Secara yuridis formil Soekarno mendapat cap tersangka secara abadi dan tidak dapat dipulihkan nama baiknya. Sebab, faktanya penyelesaian hukum itu tidak pernah dilaksanakan hingga saat ini, sehingga tuduhan itu tidak pernah dibuktikan kebenarannya.

Menurutnya, masih berlakunya TAP MPRS ini bentuk justifikasi negatif. Padahal Bung Karno diberi gelar proklamator oleh Presiden Soeharto dan Presiden SBY (Susilo Bambang Yudhoyono) juga memberikan gelar pahlawan. Hal ini bertentangan dengan prinsip negara hukum dan kepastian hukum yang adil seperti dijamin Pasal 1 ayat (3) dan Pasal 28D ayat (1) UUD 1945.
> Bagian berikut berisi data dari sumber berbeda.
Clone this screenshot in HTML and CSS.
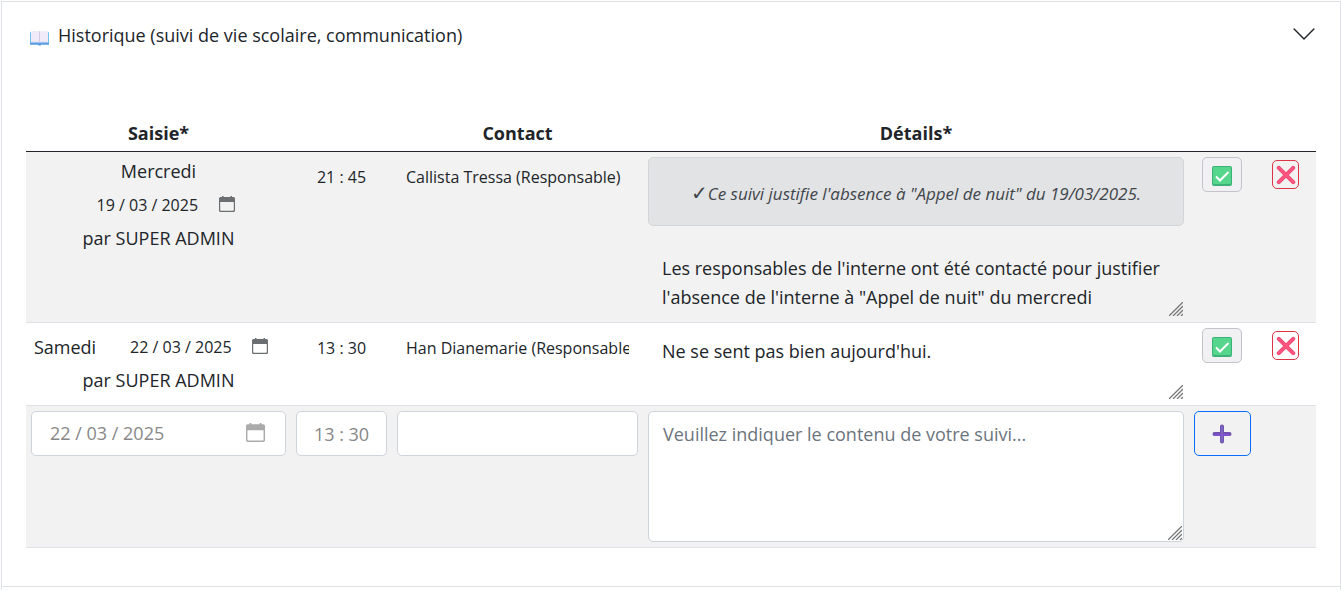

Menanggapi permohonan ini, anggota majelis panel Muhammad Alim mengingatkan ketentuan yang diajukan  pemohon pernah diputuskan oleh Mahkamah dan putusannya tidak menerima. “Kewenangan MK hanya menguji UU terhadap UUD, MK tidak berwenang menguji TAP MPR,” kata Muhammad Alim.

Muhammad Alim meminta pemohon membandingkaan dengan putusan MK No. 24/PUU-XI/2013 yang dimohonkan Hj Rachmawati Soekarnoputri. Dalam putusan ini, MK menyatakan permohonan pemohon tidak dapat diterima karena Mahkamah tidak berwenang menguji TAP MPR.

Panel lainnya, Aswanto juga meminta penjelasan terkait kerugian pemohon terkait belum dicabutnya TAP MPRS itu. “Pemohon harus bisa menguraikan kerugian konstitusionalnya sebagai badan hukum yayasan tasa berlakunya TAP MPRS itu,” saran Aswanto.

Ketua Panel Maria Farida menegaskan MK tidak berwenang TAP MPR karena Ketetapan MPR bukan peraturan perundang-undangan dan tidak berlaku umum, hanya berlaku pada seseorang. Menurut dia MK tidak bisa memerintahkan MPR mencabut ketetapan tersebut, karena kewenangan MK memutus setingkat UU, sedangkan MPR itu membuat UUD.

“Cara memulihkan (nama baik) tidak perlu mencabut ini. Cukup dengan pemberian anugerah, maka kedudukan Soekarno kembali diangkat kembali. Kalau ini dicabut ini berlebihan,” katanya.